ExtractCgMLST - Determine the set of loci that constitute the core genome
Requirements to define a core genome MLST (cgMLST) schema
cgMLST schemas are defined as the set of loci that are present in all strains under analysis or, due to sequencing/assembly limitations, >95% of strains analyzed. In order to have a robust definition of a cgMLST schema for a given bacterial species, a set of representative strains of the diversity of a given species should be selected. Furthermore, since cgMLST schema definition is based on pre-defined thresholds, only when a sufficient number of strains have been analyzed can the cgMLST schema be considered stable. This number will always depend on the population structure and diversity of the species in question, with non-recombinant monomorphic species possibly requiring a smaller number of strais to define cgMLST schemas than panmictic highly recombinogenic species that are prone to have large numbers of accessory genes and mobile genetic elements. It is also important to refer that the same strategy described here can be used to defined lineage specific schemas for more detailed analysis within a given bacterial lineage. Also, by definition, all the loci that are not considered core genome, can be classified as being part of an accessory genome MLST (agMLST) schema.
Determine the loci that constitute the cgMLST
Determine the set of loci that constitute the core genome based on loci presence thresholds.
Basic Usage
chewBBACA.py ExtractCgMLST -i /path/to/AlleleCallResultsFolder/results_alleles.tsv -o /path/to/OutputFolder
Parameters
-i, --input-file (Required) Path to the TSV file that contains the allelic profiles determined
by the AlleleCall module.
-o, --output-directory (Required) Path to the directory where the process will store the output
files.
--t, --threshold (Optional) Genes that constitute the core genome must be in a proportion
of genomes that is at least equal to this value. Users can provide multiple
values to compute the core genome for multiple threshold values (default:
[0.95, 0.99, 1]).
--s, --step (Optional) The allele calling results are processed iteratively to evaluate
the impact of adding subsets of the results in computing the core genome. The
step value controls the number of profiles added in each iteration until all
profiles are included (default: 1).
--r, --genes2remove (Optional) Path to a file with a list of gene IDs to exclude from the
analysis (one gene identifier per line) (default: False).
--g, --genomes2remove (Optional) Path to a file with a list of genome IDs to exclude from
the analysis (one genome identifier per line) (default: False).
Outputs
The output folder contains the following files:
Presence_Abscence.tsv- allele presence and absence matrix (1 or 0, respectively) for all the loci found in the-ifile (excluding the loci and genomes that were flagged to be excluded).
mdata_stats.tsv- total number and percentage of loci missing from each genome.
cgMLST<threshold>.tsv- a file for each specified threshold that contains the matrix with the allelic profiles for the cgMLST (already excluding the list of loci and list of genomes passed to the--rand--gparameters, respectively).

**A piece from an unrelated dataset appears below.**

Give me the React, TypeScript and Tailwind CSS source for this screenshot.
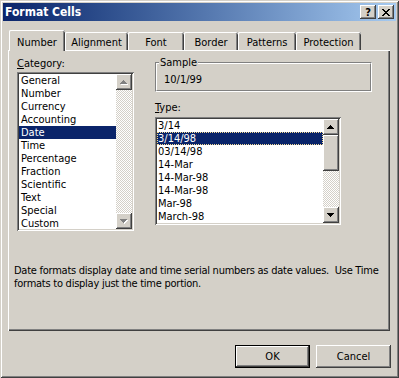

cgMLSTschema<threshold>.txt- a file for each specified threshold that contains the list of loci that constitute the cgMLST schema. This file can be passed to the--glparameter of the AlleleCall module to perform allele calling only for the loci in the list.
cgMLST.html- HTML file with a line plot for the number of loci in the cgMLST per threshold. Also includes a black line with the number of loci present in each genome that is added to the analysis.
Important
The ExtractCgMLST module masks the allelic profiles, which removes all INF- prefixes and substitutes non-EXC and non-INF classifications by 0.
Example of the plot created by the ExtractCgMLST module based on the allelic profiles for 680 Streptococcus agalactiae genomes:
Note
The matrix with allelic profiles created by the ExtractCgMLST process can be imported into PHYLOViZ to visualize and explore typing results.
Workflow of the ExtractCgMLST module
The ExtractCgMLST module determines the set of core loci based on the allelic profiles determined by the AlleleCall module. Brief description of the workflow:
The process starts by excluding loci and samples from the analysis based on lists of loci and samples provided by the user. This allows users to filter out low-quality samples and problematic loci that would affect the determination of the core genome.
The filtered allelic profiles are masked to remove the INF- prefixes from newly inferred alleles and substitute special classifications by
0.The masked profiles are used to compute a loci presence-absence matrix and count the number of special classifications per sample.
The presence-absence matrix is also used to determine the set of core loci based on the default loci presence thresholds of 0.9, 0.95 and 1, or based on threshold values specified by the user.
The process creates output files with the list of loci and allelic profiles per threshold and creates an HTML file with a scatter plot representing the core genome size variation for each threshold.